## Aim of the task
Nothing in the data should change when you return it, but leave the pictures out.
:: Dataset section
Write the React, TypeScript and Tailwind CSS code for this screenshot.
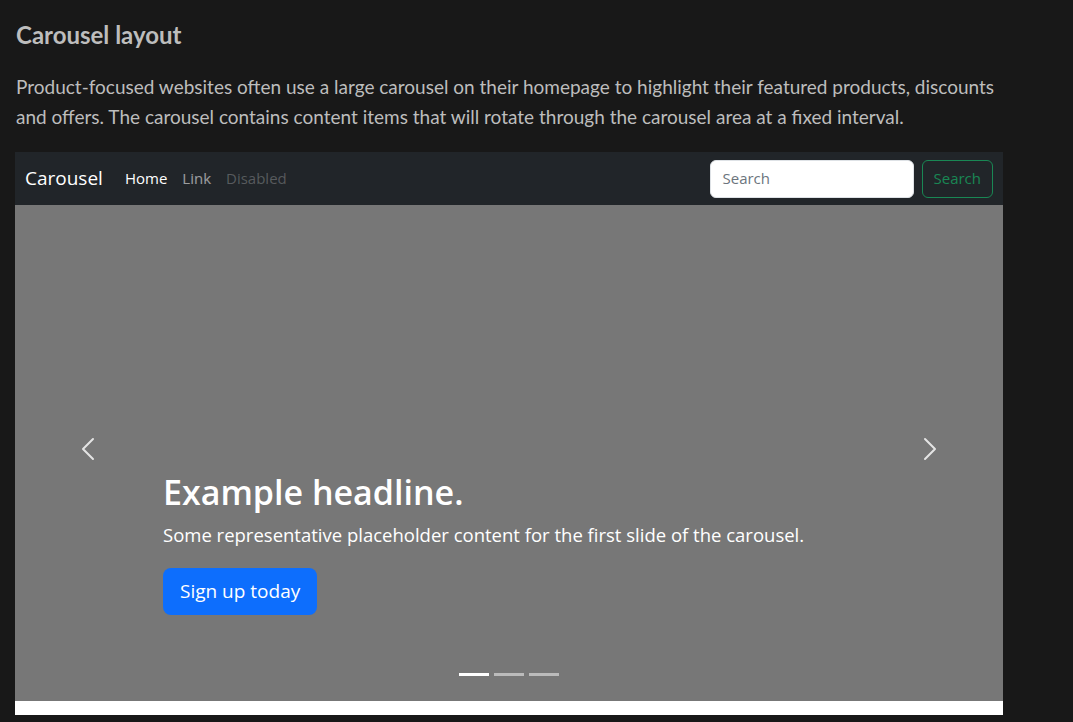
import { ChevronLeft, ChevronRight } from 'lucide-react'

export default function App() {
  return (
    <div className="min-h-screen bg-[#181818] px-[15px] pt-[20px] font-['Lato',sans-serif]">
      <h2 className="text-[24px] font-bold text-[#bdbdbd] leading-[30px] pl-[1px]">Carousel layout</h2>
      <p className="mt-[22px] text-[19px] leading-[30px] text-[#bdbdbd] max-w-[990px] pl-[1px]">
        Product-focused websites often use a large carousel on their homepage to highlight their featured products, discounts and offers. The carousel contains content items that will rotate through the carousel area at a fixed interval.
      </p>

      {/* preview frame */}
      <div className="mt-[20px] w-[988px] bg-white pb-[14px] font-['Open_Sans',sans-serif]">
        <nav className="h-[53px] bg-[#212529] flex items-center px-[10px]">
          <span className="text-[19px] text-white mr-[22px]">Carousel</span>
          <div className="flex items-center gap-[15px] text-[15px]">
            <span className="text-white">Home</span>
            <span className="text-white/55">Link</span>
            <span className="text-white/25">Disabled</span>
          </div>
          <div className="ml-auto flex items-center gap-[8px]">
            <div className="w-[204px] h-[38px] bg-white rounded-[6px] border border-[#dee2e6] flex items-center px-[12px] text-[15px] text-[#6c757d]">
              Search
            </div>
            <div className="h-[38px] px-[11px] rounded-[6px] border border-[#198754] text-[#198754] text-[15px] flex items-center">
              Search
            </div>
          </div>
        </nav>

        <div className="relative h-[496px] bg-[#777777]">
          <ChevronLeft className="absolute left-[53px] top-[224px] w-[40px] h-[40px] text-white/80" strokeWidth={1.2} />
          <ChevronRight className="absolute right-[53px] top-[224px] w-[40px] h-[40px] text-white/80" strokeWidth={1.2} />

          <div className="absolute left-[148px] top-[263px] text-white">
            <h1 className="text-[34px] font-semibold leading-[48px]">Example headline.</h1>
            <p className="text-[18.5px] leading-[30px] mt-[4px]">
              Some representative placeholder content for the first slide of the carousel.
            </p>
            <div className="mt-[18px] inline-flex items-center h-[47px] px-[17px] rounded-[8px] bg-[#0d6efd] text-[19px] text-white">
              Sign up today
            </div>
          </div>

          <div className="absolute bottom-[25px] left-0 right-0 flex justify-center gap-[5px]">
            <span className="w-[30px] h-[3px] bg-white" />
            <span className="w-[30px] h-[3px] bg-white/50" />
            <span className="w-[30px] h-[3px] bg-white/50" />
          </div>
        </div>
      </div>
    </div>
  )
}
::::
## Solution
Write the React, TypeScript and Tailwind CSS code for this screenshot.
import { ChevronLeft, ChevronRight } from 'lucide-react'

export default function App() {
  return (
    <div className="min-h-screen bg-[#181818] px-[15px] pt-[20px] font-['Lato',sans-serif]">
      <h2 className="text-[24px] font-bold text-[#bdbdbd] leading-[30px] pl-[1px]">Carousel layout</h2>
      <p className="mt-[22px] text-[19px] leading-[30px] text-[#bdbdbd] max-w-[990px] pl-[1px]">
        Product-focused websites often use a large carousel on their homepage to highlight their featured products, discounts and offers. The carousel contains content items that will rotate through the carousel area at a fixed interval.
      </p>

      {/* preview frame */}
      <div className="mt-[20px] w-[988px] bg-white pb-[14px] font-['Open_Sans',sans-serif]">
        <nav className="h-[53px] bg-[#212529] flex items-center px-[10px]">
          <span className="text-[19px] text-white mr-[22px]">Carousel</span>
          <div className="flex items-center gap-[15px] text-[15px]">
            <span className="text-white">Home</span>
            <span className="text-white/55">Link</span>
            <span className="text-white/25">Disabled</span>
          </div>
          <div className="ml-auto flex items-center gap-[8px]">
            <div className="w-[204px] h-[38px] bg-white rounded-[6px] border border-[#dee2e6] flex items-center px-[12px] text-[15px] text-[#6c757d]">
              Search
            </div>
            <div className="h-[38px] px-[11px] rounded-[6px] border border-[#198754] text-[#198754] text-[15px] flex items-center">
              Search
            </div>
          </div>
        </nav>

        <div className="relative h-[496px] bg-[#777777]">
          <ChevronLeft className="absolute left-[53px] top-[224px] w-[40px] h-[40px] text-white/80" strokeWidth={1.2} />
          <ChevronRight className="absolute right-[53px] top-[224px] w-[40px] h-[40px] text-white/80" strokeWidth={1.2} />

          <div className="absolute left-[148px] top-[263px] text-white">
            <h1 className="text-[34px] font-semibold leading-[48px]">Example headline.</h1>
            <p className="text-[18.5px] leading-[30px] mt-[4px]">
              Some representative placeholder content for the first slide of the carousel.
            </p>
            <div className="mt-[18px] inline-flex items-center h-[47px] px-[17px] rounded-[8px] bg-[#0d6efd] text-[19px] text-white">
              Sign up today
            </div>
          </div>

          <div className="absolute bottom-[25px] left-0 right-0 flex justify-center gap-[5px]">
            <span className="w-[30px] h-[3px] bg-white" />
            <span className="w-[30px] h-[3px] bg-white/50" />
            <span className="w-[30px] h-[3px] bg-white/50" />
          </div>
        </div>
      </div>
    </div>
  )
}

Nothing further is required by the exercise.